Alla tendenza globalmente positiva fanno da contraltare alcuni scenari molto negativi. Tra questi, senza dubbio, l'Egitto. «È un Paese – spiega il portavoce di Amnesty Italia – che preoccupa tantissimo, non solo per la pena di morte. Per quanto riguarda le esecuzioni capitali c’è stata una recrudescenza non solo per quelle eseguite ma anche per le condanne, molte delle quali al termine di processi iniqui, in cui le confessioni sono estorte con la tortura. Si calcola che da quando al Sisi ha preso il potere nel 2013 le condanne a morte emesse siano state circa 2.000, di queste ogni anno a decine vengono eseguite. Se pensiamo che quest’anno siamo già a 15 credo che il dato del 2019 sarà persino peggiore di quello del 2018».
Ritornando alle tendenze globali, è importante notare come nel 2018 in 174 Paesi membri delle Nazioni Unite non siano state eseguite condanne a morte, tutte concentrate in diciannove Stati. Tuttavia, stride la presenza degli Stati Uniti in questo ristretto insieme, unico insieme alla Bielorussia tra i 57 Paesi membri dell’Osce, l’Organizzazione per la sicurezza e la cooperazione in Europa, unico Paese membro tra i 35 dell’Organizzazione degli stati americani, unico, insieme al Giappone, tra i Paesi del G7/G8. Eppure, qualcosa si muove anche al di là dell’Atlantico: «alla fine dello scorso anno lo Stato di Washington ha dichiarato incostituzionale la pena capitale e ora nel New Hampshire, l’ultimo Stato del cosiddetto New England che manteneva ancora la pena di morte, si sta avviando ad abolirla. Entrambi i rami del Parlamento hanno votato per l’abolizione con una maggioranza tale che il governatore non può porre il veto».
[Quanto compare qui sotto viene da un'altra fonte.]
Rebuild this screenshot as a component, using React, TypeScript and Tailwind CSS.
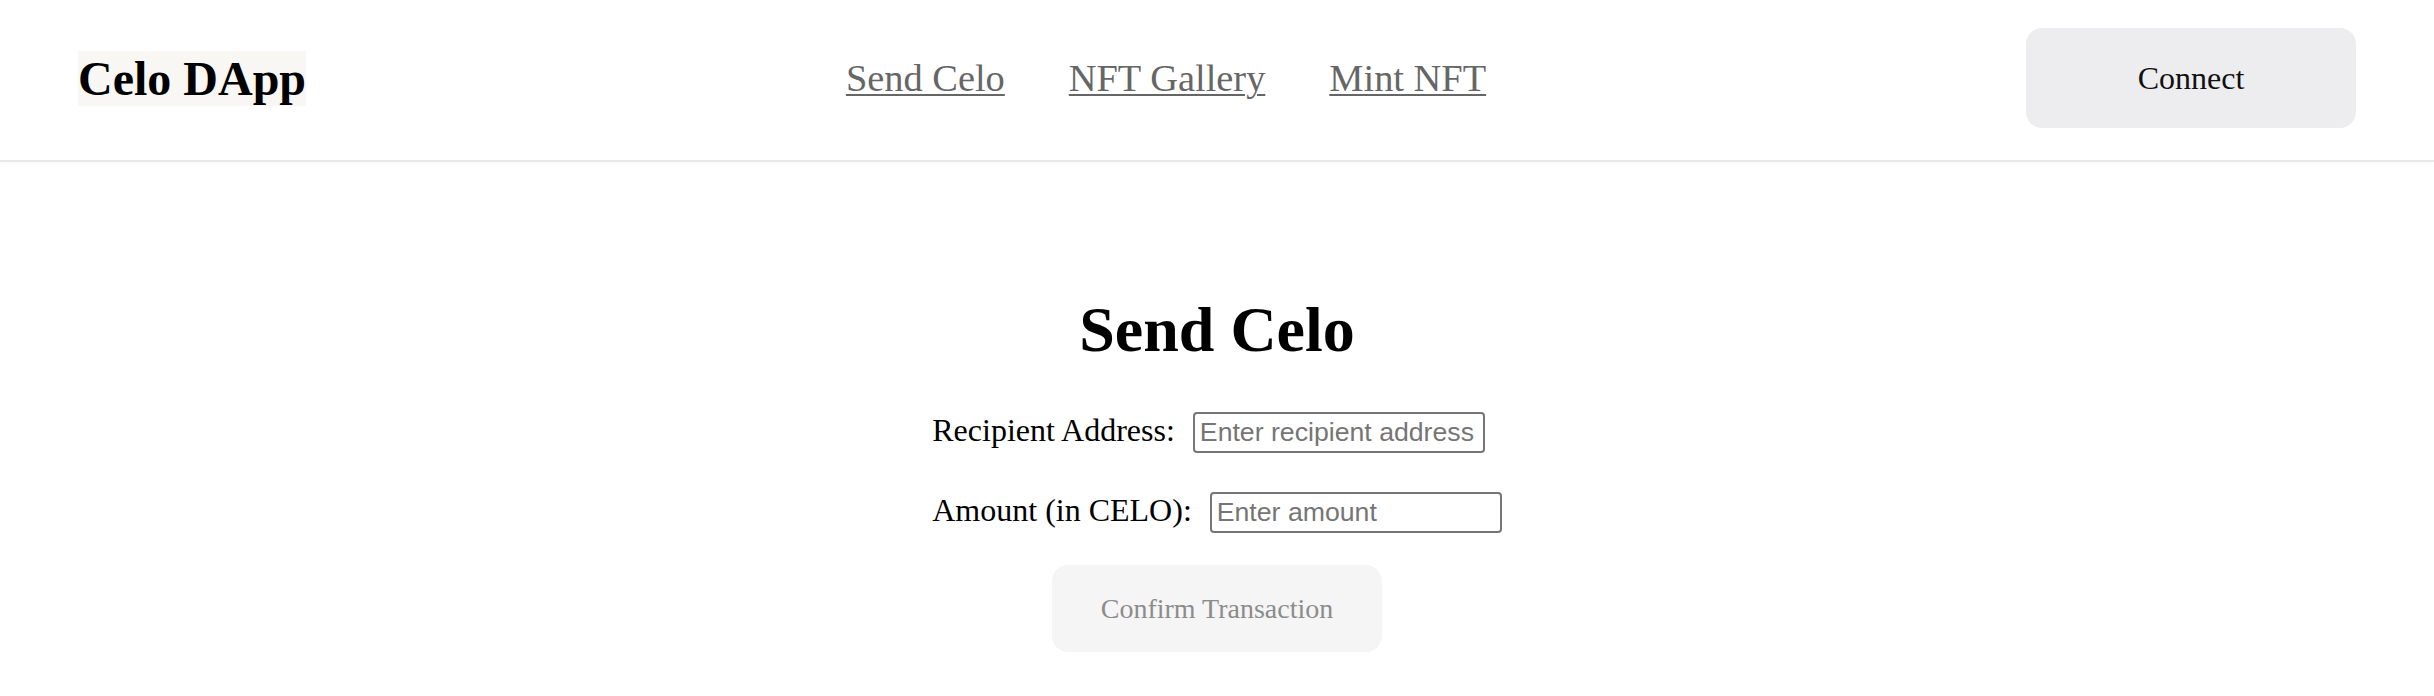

Una caratteristica che accomuna alcuni tra i Paesi che ancora prevedono la pena di morte è il silenzio: in Bielorussia, così come in Vietnam, i registri delle esecuzioni sono classificati come segreto di Stato, mentre in Corea del Nord e Laos le restrizioni governative impediscono di avere informazioni. In Siria, invece, il conflitto in corso dal 2011 rende impossibile accedere ai dati e confermarli. Un discorso a parte lo merita la Cina, seconda potenza economica del mondo e probabilmente maggiore esecutore del pianeta: dal 2009 Amnesty International ha smesso di pubblicare le stime sull’uso della pena di morte in questo Paese, precisando che i dati che è in grado di confermare sono significativamente inferiori a quelli reali a causa delle restrizioni di accesso alle informazioni. «Noi – racconta Noury – continuiamo ad accusare le autorità di Pechino di mancanza di trasparenza, ci dicono che le esecuzioni sono in calo, che aumentano le garanzie contro i possibili errori giudiziari in fase di revisione, ma se considerano ancora i dati come un segreto di Stato non possiamo misurare i miglioramenti, ed è un peccato che noi non possiamo confermati questi possibili passi avanti. Resta il fatto che quei coraggiosissimi attivisti che cercano di compilare elenchi di condanne a morte sono in grande pericolo. Noi continuiamo a non metterli in ulteriore pericolo, ma continuiamo a sfidare il governo di Pechino a rendere pubblici i dati».
Ma che cosa aspettarci dal 2019? Secondo Riccardo Noury «ci saranno sicuramente Paesi che aboliranno la pena di morte, ormai succede così ogni anno, però ci sono Paesi che vogliono reintrodurla, penso allo Sri Lanka, per reati di droga. Nonostante l’esempio dato dall’Iran, che era il principale Paese che utilizzava la pena di morte per reati di droga, dallo Sri Lanka vogliono reintrodurla dopo 40 anni e più. Ci sono altri Paesi che stanno discutendo proposte di legge per la reintroduzione. Anche in alcuni di questi, come Turchia, Israele e Russia, probabilmente non accadrà mai, è comunque un segnale preoccupante il fatto che ci sia qualcuno che pensa ancora di applicare la legge del taglione».